* _WHAT TO DO_:
Copy the listing below in full and skip every picture.

* _DATA EXCERPT_:
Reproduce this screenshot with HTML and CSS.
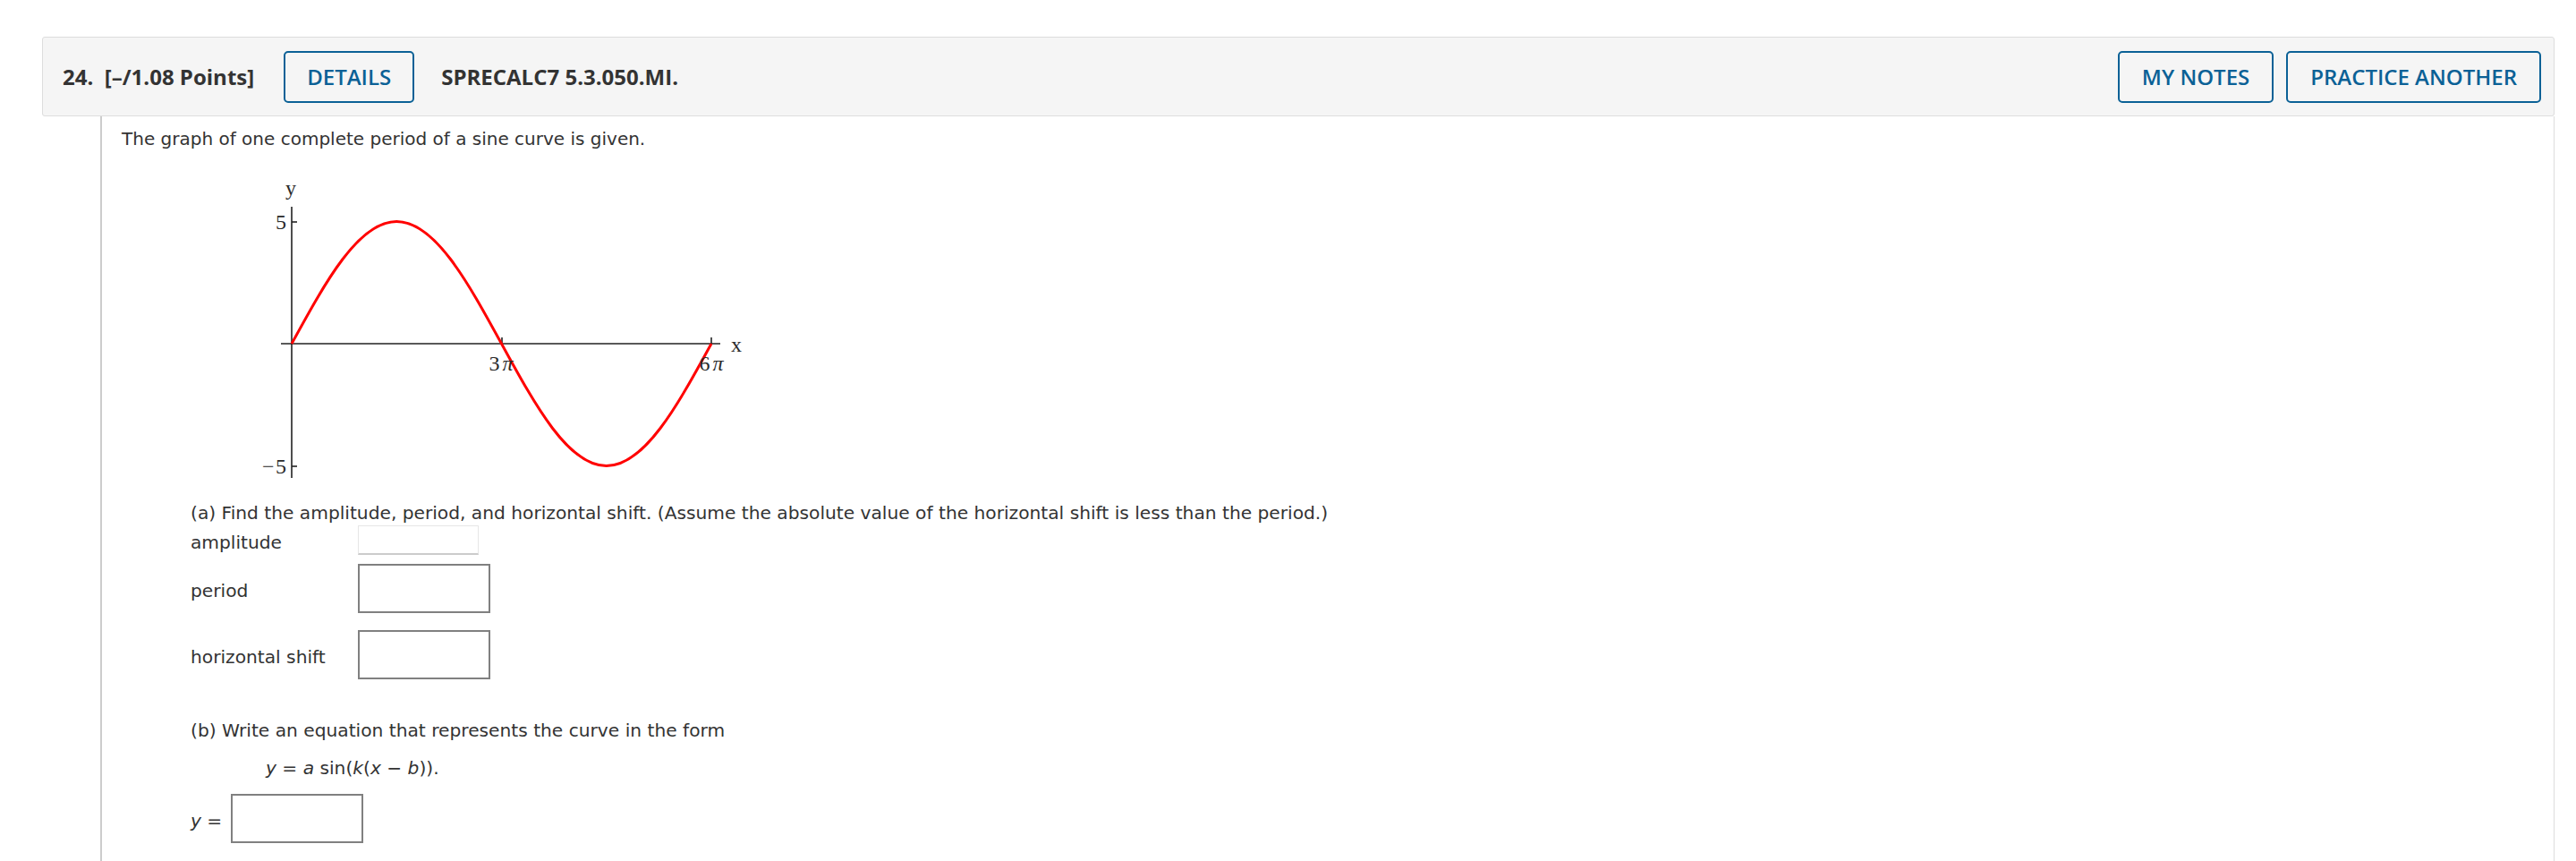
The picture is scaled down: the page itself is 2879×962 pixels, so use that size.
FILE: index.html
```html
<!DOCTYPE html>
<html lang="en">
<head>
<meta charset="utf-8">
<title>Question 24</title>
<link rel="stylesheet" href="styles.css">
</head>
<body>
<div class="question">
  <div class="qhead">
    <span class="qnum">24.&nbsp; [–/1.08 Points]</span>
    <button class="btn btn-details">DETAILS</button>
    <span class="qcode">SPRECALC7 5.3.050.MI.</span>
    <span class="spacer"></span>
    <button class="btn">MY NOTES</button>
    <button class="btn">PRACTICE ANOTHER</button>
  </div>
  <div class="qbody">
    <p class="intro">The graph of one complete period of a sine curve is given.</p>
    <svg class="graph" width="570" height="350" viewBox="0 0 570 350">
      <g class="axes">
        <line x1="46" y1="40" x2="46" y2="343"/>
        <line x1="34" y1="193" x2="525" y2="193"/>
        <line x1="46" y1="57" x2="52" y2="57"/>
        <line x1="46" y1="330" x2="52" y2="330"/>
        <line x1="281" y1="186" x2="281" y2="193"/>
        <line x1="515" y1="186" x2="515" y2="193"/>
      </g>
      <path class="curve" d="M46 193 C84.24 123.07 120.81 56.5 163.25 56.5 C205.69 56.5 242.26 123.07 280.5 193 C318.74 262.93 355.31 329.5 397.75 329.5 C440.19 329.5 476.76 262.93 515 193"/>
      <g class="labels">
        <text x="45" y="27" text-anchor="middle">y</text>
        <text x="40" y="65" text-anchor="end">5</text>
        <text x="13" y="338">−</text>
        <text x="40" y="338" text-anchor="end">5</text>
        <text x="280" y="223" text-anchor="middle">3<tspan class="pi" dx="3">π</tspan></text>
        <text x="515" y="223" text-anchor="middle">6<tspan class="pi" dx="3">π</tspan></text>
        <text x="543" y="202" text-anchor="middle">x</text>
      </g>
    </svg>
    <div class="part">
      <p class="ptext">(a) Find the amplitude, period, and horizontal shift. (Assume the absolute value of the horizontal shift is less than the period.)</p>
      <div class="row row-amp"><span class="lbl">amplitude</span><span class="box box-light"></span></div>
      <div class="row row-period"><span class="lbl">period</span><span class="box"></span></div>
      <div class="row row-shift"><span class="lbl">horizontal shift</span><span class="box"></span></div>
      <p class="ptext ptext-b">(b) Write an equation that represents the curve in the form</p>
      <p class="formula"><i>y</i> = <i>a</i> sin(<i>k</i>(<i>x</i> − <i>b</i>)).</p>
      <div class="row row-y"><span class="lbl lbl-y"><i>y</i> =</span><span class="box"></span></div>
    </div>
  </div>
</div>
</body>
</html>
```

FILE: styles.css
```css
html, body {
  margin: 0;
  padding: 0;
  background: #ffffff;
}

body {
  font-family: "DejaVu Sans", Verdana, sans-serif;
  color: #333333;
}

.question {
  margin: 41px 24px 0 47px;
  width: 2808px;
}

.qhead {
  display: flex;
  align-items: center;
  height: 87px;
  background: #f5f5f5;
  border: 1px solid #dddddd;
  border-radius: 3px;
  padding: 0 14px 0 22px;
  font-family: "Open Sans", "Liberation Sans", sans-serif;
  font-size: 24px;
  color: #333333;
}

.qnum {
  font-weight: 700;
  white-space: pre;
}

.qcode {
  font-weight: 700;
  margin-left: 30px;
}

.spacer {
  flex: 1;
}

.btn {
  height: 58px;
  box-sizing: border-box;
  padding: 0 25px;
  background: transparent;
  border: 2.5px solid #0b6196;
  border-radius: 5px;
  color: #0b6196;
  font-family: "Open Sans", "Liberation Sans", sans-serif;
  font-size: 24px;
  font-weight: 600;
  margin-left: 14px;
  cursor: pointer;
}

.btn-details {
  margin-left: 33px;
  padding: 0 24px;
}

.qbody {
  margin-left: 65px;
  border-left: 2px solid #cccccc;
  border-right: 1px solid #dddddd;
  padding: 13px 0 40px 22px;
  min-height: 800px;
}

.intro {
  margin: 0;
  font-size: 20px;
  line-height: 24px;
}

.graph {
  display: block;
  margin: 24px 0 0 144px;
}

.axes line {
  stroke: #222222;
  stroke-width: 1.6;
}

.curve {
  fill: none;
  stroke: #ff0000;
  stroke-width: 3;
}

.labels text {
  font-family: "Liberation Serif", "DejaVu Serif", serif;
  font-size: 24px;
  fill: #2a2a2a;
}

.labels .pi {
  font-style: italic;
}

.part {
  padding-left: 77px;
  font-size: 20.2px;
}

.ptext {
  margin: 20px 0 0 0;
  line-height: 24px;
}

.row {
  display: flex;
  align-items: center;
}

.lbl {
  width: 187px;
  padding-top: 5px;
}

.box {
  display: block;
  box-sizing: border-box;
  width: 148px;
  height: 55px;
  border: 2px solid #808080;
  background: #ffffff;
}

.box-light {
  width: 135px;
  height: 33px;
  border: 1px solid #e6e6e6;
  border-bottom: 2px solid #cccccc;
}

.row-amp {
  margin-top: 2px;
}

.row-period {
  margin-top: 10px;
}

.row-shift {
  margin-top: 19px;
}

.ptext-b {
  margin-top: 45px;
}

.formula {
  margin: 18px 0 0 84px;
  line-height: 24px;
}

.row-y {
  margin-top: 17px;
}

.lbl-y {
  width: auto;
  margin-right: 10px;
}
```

* _TASK ANSWER_:
Reproduce this screenshot with HTML and CSS.
The picture is scaled down: the page itself is 2879×962 pixels, so use that size.
FILE: index.html
```html
<!DOCTYPE html>
<html lang="en">
<head>
<meta charset="utf-8">
<title>Question 24</title>
<link rel="stylesheet" href="styles.css">
</head>
<body>
<div class="question">
  <div class="qhead">
    <span class="qnum">24.&nbsp; [–/1.08 Points]</span>
    <button class="btn btn-details">DETAILS</button>
    <span class="qcode">SPRECALC7 5.3.050.MI.</span>
    <span class="spacer"></span>
    <button class="btn">MY NOTES</button>
    <button class="btn">PRACTICE ANOTHER</button>
  </div>
  <div class="qbody">
    <p class="intro">The graph of one complete period of a sine curve is given.</p>
    <svg class="graph" width="570" height="350" viewBox="0 0 570 350">
      <g class="axes">
        <line x1="46" y1="40" x2="46" y2="343"/>
        <line x1="34" y1="193" x2="525" y2="193"/>
        <line x1="46" y1="57" x2="52" y2="57"/>
        <line x1="46" y1="330" x2="52" y2="330"/>
        <line x1="281" y1="186" x2="281" y2="193"/>
        <line x1="515" y1="186" x2="515" y2="193"/>
      </g>
      <path class="curve" d="M46 193 C84.24 123.07 120.81 56.5 163.25 56.5 C205.69 56.5 242.26 123.07 280.5 193 C318.74 262.93 355.31 329.5 397.75 329.5 C440.19 329.5 476.76 262.93 515 193"/>
      <g class="labels">
        <text x="45" y="27" text-anchor="middle">y</text>
        <text x="40" y="65" text-anchor="end">5</text>
        <text x="13" y="338">−</text>
        <text x="40" y="338" text-anchor="end">5</text>
        <text x="280" y="223" text-anchor="middle">3<tspan class="pi" dx="3">π</tspan></text>
        <text x="515" y="223" text-anchor="middle">6<tspan class="pi" dx="3">π</tspan></text>
        <text x="543" y="202" text-anchor="middle">x</text>
      </g>
    </svg>
    <div class="part">
      <p class="ptext">(a) Find the amplitude, period, and horizontal shift. (Assume the absolute value of the horizontal shift is less than the period.)</p>
      <div class="row row-amp"><span class="lbl">amplitude</span><span class="box box-light"></span></div>
      <div class="row row-period"><span class="lbl">period</span><span class="box"></span></div>
      <div class="row row-shift"><span class="lbl">horizontal shift</span><span class="box"></span></div>
      <p class="ptext ptext-b">(b) Write an equation that represents the curve in the form</p>
      <p class="formula"><i>y</i> = <i>a</i> sin(<i>k</i>(<i>x</i> − <i>b</i>)).</p>
      <div class="row row-y"><span class="lbl lbl-y"><i>y</i> =</span><span class="box"></span></div>
    </div>
  </div>
</div>
</body>
</html>
```

FILE: styles.css
```css
html, body {
  margin: 0;
  padding: 0;
  background: #ffffff;
}

body {
  font-family: "DejaVu Sans", Verdana, sans-serif;
  color: #333333;
}

.question {
  margin: 41px 24px 0 47px;
  width: 2808px;
}

.qhead {
  display: flex;
  align-items: center;
  height: 87px;
  background: #f5f5f5;
  border: 1px solid #dddddd;
  border-radius: 3px;
  padding: 0 14px 0 22px;
  font-family: "Open Sans", "Liberation Sans", sans-serif;
  font-size: 24px;
  color: #333333;
}

.qnum {
  font-weight: 700;
  white-space: pre;
}

.qcode {
  font-weight: 700;
  margin-left: 30px;
}

.spacer {
  flex: 1;
}

.btn {
  height: 58px;
  box-sizing: border-box;
  padding: 0 25px;
  background: transparent;
  border: 2.5px solid #0b6196;
  border-radius: 5px;
  color: #0b6196;
  font-family: "Open Sans", "Liberation Sans", sans-serif;
  font-size: 24px;
  font-weight: 600;
  margin-left: 14px;
  cursor: pointer;
}

.btn-details {
  margin-left: 33px;
  padding: 0 24px;
}

.qbody {
  margin-left: 65px;
  border-left: 2px solid #cccccc;
  border-right: 1px solid #dddddd;
  padding: 13px 0 40px 22px;
  min-height: 800px;
}

.intro {
  margin: 0;
  font-size: 20px;
  line-height: 24px;
}

.graph {
  display: block;
  margin: 24px 0 0 144px;
}

.axes line {
  stroke: #222222;
  stroke-width: 1.6;
}

.curve {
  fill: none;
  stroke: #ff0000;
  stroke-width: 3;
}

.labels text {
  font-family: "Liberation Serif", "DejaVu Serif", serif;
  font-size: 24px;
  fill: #2a2a2a;
}

.labels .pi {
  font-style: italic;
}

.part {
  padding-left: 77px;
  font-size: 20.2px;
}

.ptext {
  margin: 20px 0 0 0;
  line-height: 24px;
}

.row {
  display: flex;
  align-items: center;
}

.lbl {
  width: 187px;
  padding-top: 5px;
}

.box {
  display: block;
  box-sizing: border-box;
  width: 148px;
  height: 55px;
  border: 2px solid #808080;
  background: #ffffff;
}

.box-light {
  width: 135px;
  height: 33px;
  border: 1px solid #e6e6e6;
  border-bottom: 2px solid #cccccc;
}

.row-amp {
  margin-top: 2px;
}

.row-period {
  margin-top: 10px;
}

.row-shift {
  margin-top: 19px;
}

.ptext-b {
  margin-top: 45px;
}

.formula {
  margin: 18px 0 0 84px;
  line-height: 24px;
}

.row-y {
  margin-top: 17px;
}

.lbl-y {
  width: auto;
  margin-right: 10px;
}
```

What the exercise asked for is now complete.